So SolarWinds® Pingdom® has alerted you to an issue—what do you do now?
In this article, I’ll explain the features and capabilities of a full monitoring stack in SolarWinds and how you can use it to get to the bottom of a 3 a.m. Pingdom wake-up call.
The Setup
For our web service, we use a simple architecture of a front-end Flask application with a Postgres back end served behind an edge SSL-terminating NGINX instance on the DigitalOcean Managed Kubernetes service.
Though this architecture is easy to set up and visualize, this kind of complexity can quickly overwhelm an investigation and give no clear source of alerts or clues. To help us correlate our problem from a single Pingdom alert and nail down the root cause quickly and efficiently, we’ll use two tools from the SolarWinds stack: AppOptics™ for capturing metrics and Loggly® for capturing logs.
Installing each of these tools is beyond the scope of this article, but it’s easy in a DigitalOcean managed cluster. To export the AppOptics metrics, we utilized the SolarWinds agent as a DaemonSet, and for the Loggly logs, we utilized rKubelog, a lightweight Kubernetes log tail application. Both tools are powerful assets and can be used independently, but together, they’re an even more powerful way to quickly get to the root cause of an issue and reduce mean time to resolution (MTTR).
Pingdom: The Alert
In our scenario, we’re using the alerting mechanisms of Pingdom, an externally hosted suite of agents designed to constantly check your site for health and speed.
Below is our Pingdom alert dashboard, showing us the events that have triggered our wake-up call over the past several hours.
We can see from our dashboard there are some moments of unavailability in the last few tests, but the cause isn’t clear from this alone.
Based on the information in the Test Log from Pingdom, we can see our performance from several regions across the U.S. has worsened in the last 10 minutes:
And by clicking through to the root cause analysis section in Pingdom, we can see pretty clearly this is an application-side error (HTTP Error 500). We’ll need to dig into application timelines and logs to understand what we’re looking at.
AppOptics: The Timing
To better understand the scope and timing of our problem, we can look at a simple metric heuristic dashboard AppOptics has provided out of the box with our Docker container monitoring, courtesy of our snap agent.

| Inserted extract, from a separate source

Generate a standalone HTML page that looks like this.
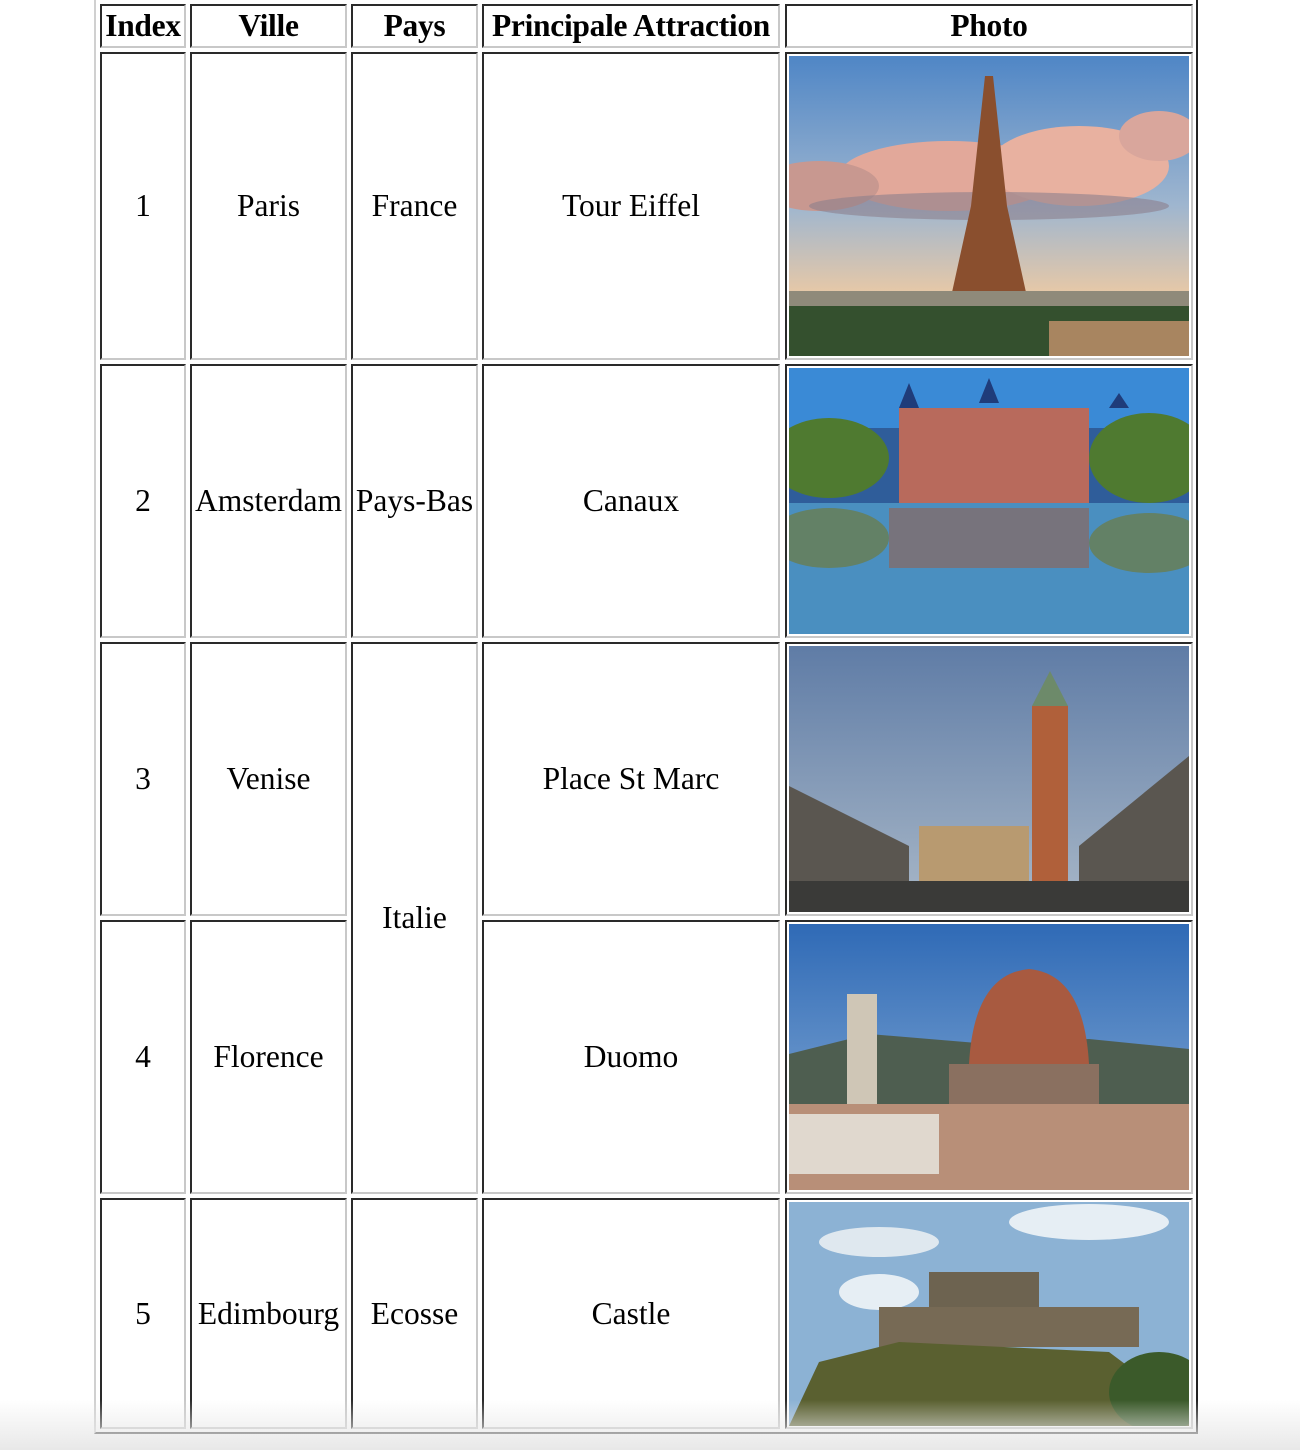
<!DOCTYPE html><html><head><style>
body{margin:0;width:1300px;height:1450px;background:#fff;position:relative;overflow:hidden;font-family:"Liberation Serif",serif;font-size:31.5px;color:#000}
.c{position:absolute;box-sizing:border-box;border-top:2px solid #2a2a2a;border-left:2px solid #2a2a2a;border-right:2px solid #c8c8c8;border-bottom:2px solid #c8c8c8;display:flex;align-items:center;justify-content:center;text-align:center;white-space:nowrap}
.h{font-weight:bold;letter-spacing:-0.3px}
.img{position:absolute;overflow:hidden}
</style></head><body>
<div style="position:absolute;left:94px;top:-4px;width:1104px;height:1438px;box-sizing:border-box;border-left:2px solid #d0d0d0;border-bottom:2px solid #222;border-right:2px solid #222"></div>

<div class="c h" style="left:100px;top:4px;width:86px;height:44px">Index</div>
<div class="c h" style="left:190px;top:4px;width:157px;height:44px">Ville</div>
<div class="c h" style="left:351px;top:4px;width:127px;height:44px">Pays</div>
<div class="c h" style="left:482px;top:4px;width:298px;height:44px">Principale Attraction</div>
<div class="c h" style="left:785px;top:4px;width:408px;height:44px">Photo</div>

<div class="c" style="left:100px;top:52px;width:86px;height:308px">1</div>
<div class="c" style="left:190px;top:52px;width:157px;height:308px">Paris</div>
<div class="c" style="left:351px;top:52px;width:127px;height:308px">France</div>
<div class="c" style="left:482px;top:52px;width:298px;height:308px">Tour Eiffel</div>
<div class="c" style="left:785px;top:52px;width:408px;height:308px"></div>

<div class="c" style="left:100px;top:364px;width:86px;height:274px">2</div>
<div class="c" style="left:190px;top:364px;width:157px;height:274px">Amsterdam</div>
<div class="c" style="left:351px;top:364px;width:127px;height:274px">Pays-Bas</div>
<div class="c" style="left:482px;top:364px;width:298px;height:274px">Canaux</div>
<div class="c" style="left:785px;top:364px;width:408px;height:274px"></div>

<div class="c" style="left:100px;top:642px;width:86px;height:274px">3</div>
<div class="c" style="left:190px;top:642px;width:157px;height:274px">Venise</div>
<div class="c" style="left:351px;top:642px;width:127px;height:552px">Italie</div>
<div class="c" style="left:482px;top:642px;width:298px;height:274px">Place St Marc</div>
<div class="c" style="left:785px;top:642px;width:408px;height:274px"></div>

<div class="c" style="left:100px;top:920px;width:86px;height:274px">4</div>
<div class="c" style="left:190px;top:920px;width:157px;height:274px">Florence</div>
<div class="c" style="left:482px;top:920px;width:298px;height:274px">Duomo</div>
<div class="c" style="left:785px;top:920px;width:408px;height:274px"></div>

<div class="c" style="left:100px;top:1198px;width:86px;height:231px">5</div>
<div class="c" style="left:190px;top:1198px;width:157px;height:231px">Edimbourg</div>
<div class="c" style="left:351px;top:1198px;width:127px;height:231px">Ecosse</div>
<div class="c" style="left:482px;top:1198px;width:298px;height:231px">Castle</div>
<div class="c" style="left:785px;top:1198px;width:408px;height:231px"></div>

<svg class="img" style="left:789px;top:56px" width="400" height="300">
<defs><linearGradient id="s1" x1="0" y1="0" x2="0" y2="1"><stop offset="0" stop-color="#4f86c6"/><stop offset=".5" stop-color="#9fb6cf"/><stop offset=".8" stop-color="#e9c9a6"/></linearGradient></defs>
<rect width="400" height="300" fill="url(#s1)"/>
<ellipse cx="160" cy="120" rx="110" ry="35" fill="#e2a89a"/><ellipse cx="290" cy="110" rx="90" ry="40" fill="#e8b1a0"/><ellipse cx="30" cy="130" rx="60" ry="25" fill="#c89890"/><ellipse cx="370" cy="80" rx="40" ry="25" fill="#d9a69c"/>
<ellipse cx="200" cy="150" rx="180" ry="14" fill="#8c7f8c" opacity=".6"/>
<polygon points="196,20 204,20 218,150 240,250 160,250 182,150" fill="#8a4f2e"/>
<rect x="0" y="235" width="400" height="20" fill="#8f8a7a"/><rect x="0" y="250" width="400" height="50" fill="#34502e"/><rect x="260" y="265" width="140" height="35" fill="#a88560"/>
</svg>

<svg class="img" style="left:789px;top:368px" width="400" height="266">
<rect width="400" height="266" fill="#3a8ad6"/>
<rect x="0" y="60" width="400" height="80" fill="#2f5d9a"/>
<rect x="110" y="40" width="190" height="100" fill="#b86a5c"/><polygon points="110,40 120,15 130,40" fill="#1f3c7a"/><polygon points="190,35 200,10 210,35" fill="#1f3c7a"/><polygon points="320,40 330,25 340,40" fill="#1f3c7a"/>
<ellipse cx="40" cy="90" rx="60" ry="40" fill="#4f7a30"/><ellipse cx="360" cy="90" rx="60" ry="45" fill="#4f7a30"/>
<rect x="0" y="135" width="400" height="131" fill="#4a8fc0"/><rect x="100" y="140" width="200" height="60" fill="#8a6660" opacity=".7"/><ellipse cx="40" cy="170" rx="60" ry="30" fill="#6d7a40" opacity=".7"/><ellipse cx="360" cy="175" rx="60" ry="30" fill="#6d7a40" opacity=".7"/>
</svg>

<svg class="img" style="left:789px;top:646px" width="400" height="266">
<defs><linearGradient id="s3" x1="0" y1="0" x2="0" y2="1"><stop offset="0" stop-color="#5f7ca6"/><stop offset="1" stop-color="#a9b8c8"/></linearGradient></defs>
<rect width="400" height="266" fill="url(#s3)"/>
<polygon points="0,140 120,200 120,266 0,266" fill="#5a5650"/><polygon points="400,110 290,200 290,266 400,266" fill="#5a5650"/>
<rect x="130" y="180" width="110" height="60" fill="#b89a70"/>
<rect x="243" y="60" width="36" height="180" fill="#b0603a"/><polygon points="243,60 261,25 279,60" fill="#6d8a6a"/>
<rect x="0" y="235" width="400" height="31" fill="#3a3a38"/>
</svg>

<svg class="img" style="left:789px;top:924px" width="400" height="266">
<defs><linearGradient id="s4" x1="0" y1="0" x2="0" y2="1"><stop offset="0" stop-color="#2f6ab6"/><stop offset="1" stop-color="#8fb2d8"/></linearGradient></defs>
<rect width="400" height="266" fill="url(#s4)"/>
<polygon points="0,130 80,110 200,120 300,115 400,125 400,266 0,266" fill="#4e5e50"/>
<rect x="58" y="70" width="30" height="130" fill="#cfc6b6"/>
<path d="M180 140 Q185 50 240 45 Q295 50 300 140Z" fill="#a85a40"/>
<rect x="160" y="140" width="150" height="60" fill="#8a7060"/>
<rect x="0" y="180" width="400" height="86" fill="#b88f78"/><rect x="0" y="190" width="150" height="60" fill="#e0d8ce"/>
</svg>

<svg class="img" style="left:789px;top:1202px" width="400" height="224">
<rect width="400" height="224" fill="#8cb2d4"/>
<ellipse cx="90" cy="40" rx="60" ry="15" fill="#dfe8ef"/><ellipse cx="300" cy="20" rx="80" ry="18" fill="#e6eef4"/><ellipse cx="90" cy="90" rx="40" ry="18" fill="#e6eef4"/>
<rect x="140" y="70" width="110" height="60" fill="#6d6350"/><rect x="90" y="105" width="260" height="40" fill="#776a55"/>
<polygon points="0,224 30,160 110,140 320,150 360,180 400,200 400,224" fill="#5a6030"/>
<ellipse cx="370" cy="190" rx="50" ry="40" fill="#3b5a2a"/>
</svg>

<div style="position:absolute;left:0;top:1400px;width:1300px;height:50px;background:linear-gradient(rgba(232,232,232,0),#e8e8e8);pointer-events:none"></div>
</body></html>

With AppOptics, we can easily see in the image below one container repeatedly dumps memory (the bottom-right graph) and is high in CPU (the bottom-left graph) with each iteration of container replacement. This tells us at the very least, this one container is struggling with something. It also tells us when this probably started (just before 16:30) and gives us an idea of the kind of impact we might be seeing with this behavior.
Unfortunately, since the application appears to be continuously restarting, we can be sure our customers are constantly seeing application-related failures on our site.
Loggly: The Error Volume
With the information from AppOptics, we have a clear start time and a general idea of what applications or services are seeing the problem. We can now go one step further and use Loggly to filter our logs to this time and service and gain a crystal-clear picture of the errors causing our 500s all the way up at Pingdom.
The Loggly dashboard is an all-inclusive log view, giving us some easy search functionality to dial into what’s causing these trends. In this image, we can see a flood of new events coming into our unfiltered log view.
In general, we can see a large increase in errors. By using the search feature in Loggly to drill down into our filter of errors, we can clearly see our Postgres connector is experiencing unexpected closed connections in large volumes.
Oddly, there aren’t any errors logged for the database itself. This indicates there may not be an issue with the database at all, leaving only the path between the application and the database as the source of the error.
Now that we fully understand the error causing our alerts and the servers on which it’s happening, we can start working on mitigation. In our case, we know there’s a problem connecting only from our application to this specific database; no other applications or infrastructure appear to have the behavior based on our logs and overall metrics from our tool suites. To attempt a quick mitigation, we might restart the two pods and (hopefully) make the problem magically vanish. But as this is a simulated error, we already know what the problem is and can fast-forward to the cause. In our case, with a little manual testing of network pathing tools, such as traceroute, we can quickly find the latency exists on the database public interface and was caused by a misconfigured network queue.
Using SolarWinds to Find Resolution
To find a problem, it’s necessary to articulate it. The best way to do this is with a connected set of metrics and observability capable of bringing you directly to the originating event. While Pingdom is great for overall availability monitoring, AppOptics has powerful built-in functionality to integrate APM into the application stack, and Loggly provides intuitive and elegant centralized log parsing. Using these tools together provides a steady and scalable workflow for any user.
So before you get another call at 3 a.m., do yourself the favor of laying the groundwork now—while you’re awake—so tired-you can quickly resolve the issue and go back to bed.